#### Dataset excerpts

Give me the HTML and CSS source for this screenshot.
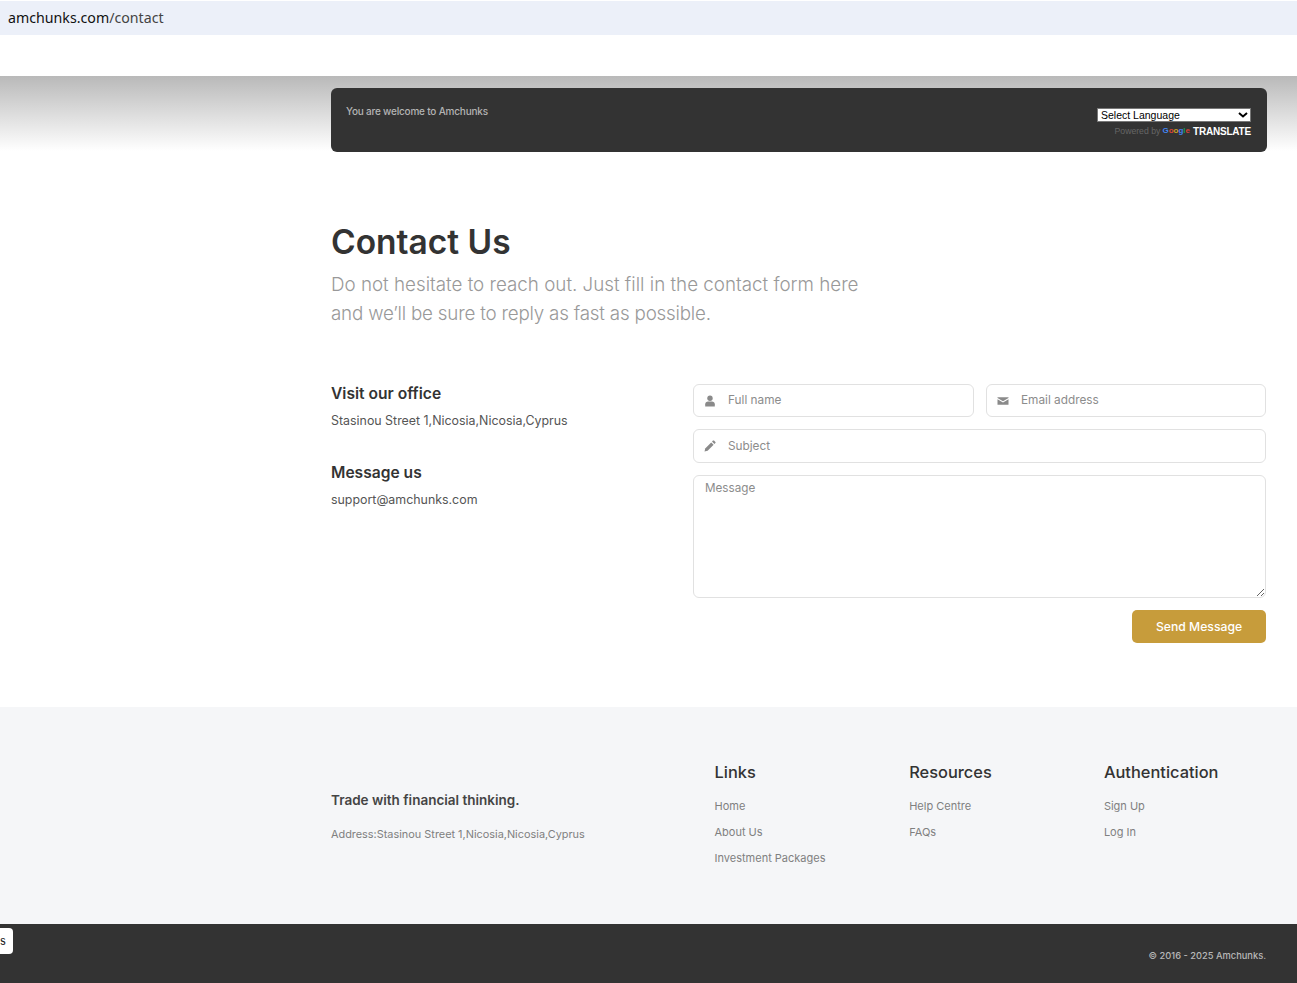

########
#### Dataset excerpts

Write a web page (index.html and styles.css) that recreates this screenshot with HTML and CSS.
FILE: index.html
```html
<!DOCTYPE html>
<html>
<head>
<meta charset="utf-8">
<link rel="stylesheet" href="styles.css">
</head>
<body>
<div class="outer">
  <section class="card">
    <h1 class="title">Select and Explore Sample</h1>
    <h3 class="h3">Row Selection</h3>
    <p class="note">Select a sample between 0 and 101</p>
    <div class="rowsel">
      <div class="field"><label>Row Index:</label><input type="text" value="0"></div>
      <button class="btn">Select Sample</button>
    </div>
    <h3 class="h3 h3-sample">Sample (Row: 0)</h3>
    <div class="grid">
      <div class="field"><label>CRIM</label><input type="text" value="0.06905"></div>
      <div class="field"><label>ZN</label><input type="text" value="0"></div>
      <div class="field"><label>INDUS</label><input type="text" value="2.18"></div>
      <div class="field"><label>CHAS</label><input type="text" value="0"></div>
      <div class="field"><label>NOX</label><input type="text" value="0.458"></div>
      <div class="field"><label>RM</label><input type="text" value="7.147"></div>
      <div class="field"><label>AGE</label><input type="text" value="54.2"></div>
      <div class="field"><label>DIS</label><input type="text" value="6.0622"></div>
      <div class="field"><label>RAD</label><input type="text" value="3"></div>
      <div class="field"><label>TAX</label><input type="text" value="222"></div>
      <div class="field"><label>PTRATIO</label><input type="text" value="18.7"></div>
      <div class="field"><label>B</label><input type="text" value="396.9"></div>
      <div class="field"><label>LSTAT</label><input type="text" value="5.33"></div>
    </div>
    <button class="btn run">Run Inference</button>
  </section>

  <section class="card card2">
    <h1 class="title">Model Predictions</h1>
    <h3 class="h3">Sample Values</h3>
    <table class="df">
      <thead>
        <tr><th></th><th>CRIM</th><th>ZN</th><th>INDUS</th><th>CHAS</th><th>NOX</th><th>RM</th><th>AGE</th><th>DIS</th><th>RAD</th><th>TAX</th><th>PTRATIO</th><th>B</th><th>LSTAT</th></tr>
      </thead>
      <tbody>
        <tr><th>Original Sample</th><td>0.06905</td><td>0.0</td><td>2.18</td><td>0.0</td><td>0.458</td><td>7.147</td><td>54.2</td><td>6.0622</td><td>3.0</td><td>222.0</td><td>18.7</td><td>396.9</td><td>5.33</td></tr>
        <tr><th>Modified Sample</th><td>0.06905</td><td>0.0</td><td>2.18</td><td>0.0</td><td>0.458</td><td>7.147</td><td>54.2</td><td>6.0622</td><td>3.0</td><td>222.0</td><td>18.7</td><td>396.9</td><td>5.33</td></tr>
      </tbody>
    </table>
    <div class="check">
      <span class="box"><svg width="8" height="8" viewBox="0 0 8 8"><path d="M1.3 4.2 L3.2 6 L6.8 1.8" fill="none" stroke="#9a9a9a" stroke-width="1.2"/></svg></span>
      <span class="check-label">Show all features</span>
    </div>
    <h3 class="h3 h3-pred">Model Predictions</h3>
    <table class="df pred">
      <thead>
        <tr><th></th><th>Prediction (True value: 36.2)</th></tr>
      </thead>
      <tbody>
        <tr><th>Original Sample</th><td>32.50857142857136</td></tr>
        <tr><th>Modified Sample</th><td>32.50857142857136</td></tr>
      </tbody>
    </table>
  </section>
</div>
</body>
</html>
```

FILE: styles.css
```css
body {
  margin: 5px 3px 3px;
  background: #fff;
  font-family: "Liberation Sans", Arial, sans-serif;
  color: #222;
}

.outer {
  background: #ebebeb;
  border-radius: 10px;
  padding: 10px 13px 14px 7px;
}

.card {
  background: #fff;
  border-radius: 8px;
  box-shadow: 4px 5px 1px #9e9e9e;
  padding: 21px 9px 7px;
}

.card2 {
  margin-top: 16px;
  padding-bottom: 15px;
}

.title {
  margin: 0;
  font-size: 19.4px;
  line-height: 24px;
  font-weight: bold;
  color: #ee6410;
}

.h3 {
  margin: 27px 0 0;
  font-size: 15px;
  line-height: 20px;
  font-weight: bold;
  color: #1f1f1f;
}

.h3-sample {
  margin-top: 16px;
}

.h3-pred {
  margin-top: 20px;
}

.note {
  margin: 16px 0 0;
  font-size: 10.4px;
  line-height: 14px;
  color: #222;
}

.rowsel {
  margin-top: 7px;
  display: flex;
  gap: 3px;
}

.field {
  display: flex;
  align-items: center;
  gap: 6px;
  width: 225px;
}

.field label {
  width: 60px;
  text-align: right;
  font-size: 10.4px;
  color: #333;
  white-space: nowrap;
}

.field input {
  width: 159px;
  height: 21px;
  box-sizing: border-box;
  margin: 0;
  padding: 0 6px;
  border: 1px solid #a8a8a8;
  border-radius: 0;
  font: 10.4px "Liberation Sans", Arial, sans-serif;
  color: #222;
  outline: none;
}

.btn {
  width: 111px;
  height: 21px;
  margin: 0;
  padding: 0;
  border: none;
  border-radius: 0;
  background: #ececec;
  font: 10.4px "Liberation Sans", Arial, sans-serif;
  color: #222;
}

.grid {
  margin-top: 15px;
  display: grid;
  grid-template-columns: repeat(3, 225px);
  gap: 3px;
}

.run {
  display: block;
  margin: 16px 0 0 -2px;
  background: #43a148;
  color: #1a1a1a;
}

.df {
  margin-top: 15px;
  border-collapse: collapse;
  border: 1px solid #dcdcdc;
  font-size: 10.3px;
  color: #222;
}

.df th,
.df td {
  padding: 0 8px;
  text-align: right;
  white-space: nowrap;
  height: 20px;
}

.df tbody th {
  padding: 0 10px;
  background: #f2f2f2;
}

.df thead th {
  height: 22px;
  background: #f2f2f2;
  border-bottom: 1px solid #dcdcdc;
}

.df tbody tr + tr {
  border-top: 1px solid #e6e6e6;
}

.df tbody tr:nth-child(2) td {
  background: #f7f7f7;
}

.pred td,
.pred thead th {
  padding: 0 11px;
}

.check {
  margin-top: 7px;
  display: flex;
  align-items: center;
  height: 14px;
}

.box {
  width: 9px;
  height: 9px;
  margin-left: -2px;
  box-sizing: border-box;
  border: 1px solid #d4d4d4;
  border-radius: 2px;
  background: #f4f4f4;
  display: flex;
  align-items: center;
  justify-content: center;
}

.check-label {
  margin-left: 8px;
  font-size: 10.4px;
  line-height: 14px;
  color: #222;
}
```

########

◆ What you are asked to do: Locate the lines above that hold the word "screenshot". Show every one of them.

◆ Exercise output:
Give me the HTML and CSS source for this screenshot.
Write a web page (index.html and styles.css) that recreates this screenshot with HTML and CSS.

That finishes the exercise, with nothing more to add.